Kesimpulan: Paulus tidak memberikan bukti tegas pra-eksistensi pribadi, lebih menekankan peran Yesus sebagai Adam terakhir dan mediator wahyu Allah.
Surat Ibrani
• Ibrani 1:1-4 menggunakan bahasa Kebijaksanaan untuk menegaskan keunggulan Yesus, tetapi lebih sebagai personifikasi puitis daripada pra-eksistensi pribadi.
• Fokus pada ketinggian Yesus melalui kebangkitan, dalam kerangka monoteisme Yahudi.
Injil Yohanes
• Yohanes 1:1-18:
o Prolog adalah pernyataan klasik inkarnasi, mengimplikasikan pra-eksistensi Logos.
o Dunn mempertanyakan apakah ini pra-eksistensi pribadi atau ideal, sejalan dengan Kebijaksanaan Yahudi.
• Yohanes 17:5:
o Indikasi kuat pra-eksistensi, tetapi bisa diartikan sebagai status dalam rencana ilahi Allah.
• Yohanes mewakili kristologi tertinggi dalam PB, tetapi tetap dalam monoteisme Yahudi.
Kesimpulan: Yohanes paling mendukung pra-eksistensi, tetapi Dunn membuka kemungkinan interpretasi ideal atau puitis.
Kesimpulan Umum
• Pra-eksistensi tidak universal dalam PB; berkembang bertahap dari kristologi rendah (Sinoptik) menuju kristologi tinggi (Yohanes).

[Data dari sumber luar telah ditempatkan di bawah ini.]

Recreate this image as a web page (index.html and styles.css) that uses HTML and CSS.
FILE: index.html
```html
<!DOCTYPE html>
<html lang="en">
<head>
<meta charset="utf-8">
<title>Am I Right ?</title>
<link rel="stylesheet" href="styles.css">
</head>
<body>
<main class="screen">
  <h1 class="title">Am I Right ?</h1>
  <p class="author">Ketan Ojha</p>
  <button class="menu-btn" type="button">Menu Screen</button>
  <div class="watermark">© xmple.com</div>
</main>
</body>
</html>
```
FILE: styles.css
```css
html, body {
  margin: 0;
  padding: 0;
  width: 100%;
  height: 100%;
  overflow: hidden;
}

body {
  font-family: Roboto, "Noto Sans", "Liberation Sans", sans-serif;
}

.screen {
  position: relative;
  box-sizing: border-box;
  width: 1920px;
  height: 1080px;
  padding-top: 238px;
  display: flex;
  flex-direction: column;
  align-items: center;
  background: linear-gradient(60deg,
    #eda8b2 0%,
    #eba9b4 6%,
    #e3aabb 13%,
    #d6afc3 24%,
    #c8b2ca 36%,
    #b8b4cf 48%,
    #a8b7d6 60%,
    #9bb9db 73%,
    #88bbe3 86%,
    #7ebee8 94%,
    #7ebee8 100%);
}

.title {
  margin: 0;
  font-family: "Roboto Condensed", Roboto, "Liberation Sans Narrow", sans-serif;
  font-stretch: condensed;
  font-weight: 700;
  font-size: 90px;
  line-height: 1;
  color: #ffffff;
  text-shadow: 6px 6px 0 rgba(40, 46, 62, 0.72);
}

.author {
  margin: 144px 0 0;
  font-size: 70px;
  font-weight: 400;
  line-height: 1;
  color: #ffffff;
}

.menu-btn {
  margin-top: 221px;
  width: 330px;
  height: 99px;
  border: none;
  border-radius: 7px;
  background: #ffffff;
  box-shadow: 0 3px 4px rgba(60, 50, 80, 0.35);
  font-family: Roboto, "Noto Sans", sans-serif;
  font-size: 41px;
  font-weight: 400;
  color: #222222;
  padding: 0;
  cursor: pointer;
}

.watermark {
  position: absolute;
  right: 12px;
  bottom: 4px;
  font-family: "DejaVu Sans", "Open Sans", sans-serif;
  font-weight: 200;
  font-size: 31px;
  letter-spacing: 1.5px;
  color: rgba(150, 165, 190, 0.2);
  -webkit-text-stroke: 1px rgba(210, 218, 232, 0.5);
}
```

• Dalam konteks monoteisme Yahudi, Kebijaksanaan/Logos adalah personifikasi puitis, sehingga pra-eksistensi sering ideal, bukan pribadi.
• Yohanes adalah puncak perkembangan, tetapi Dunn mempertanyakan apakah pra-eksistensi adalah pribadi atau bagian dari rencana ilahi Allah.
Dunn melihat perkembangan ide pra-eksistensi dalam PB sebagai proses yang bertahap, yang dapat dirangkum dalam tiga tahap:
Fungsional (Sinoptik dan Paulus Awal):
Yesus digambarkan sebagai agen atau utusan dalam rencana ilahi Allah, sering kali melalui kategori Kebijaksanaan atau Roh. Tidak ada indikasi pra-eksistensi pribadi; fokusnya adalah pada peran Yesus dalam pelayanan, kematian, dan kebangkitan.
Contoh: Matius 11:28-30, Lukas 7:35, Galatia 4:4, Roma 8:3, 1 Korintus 8:6.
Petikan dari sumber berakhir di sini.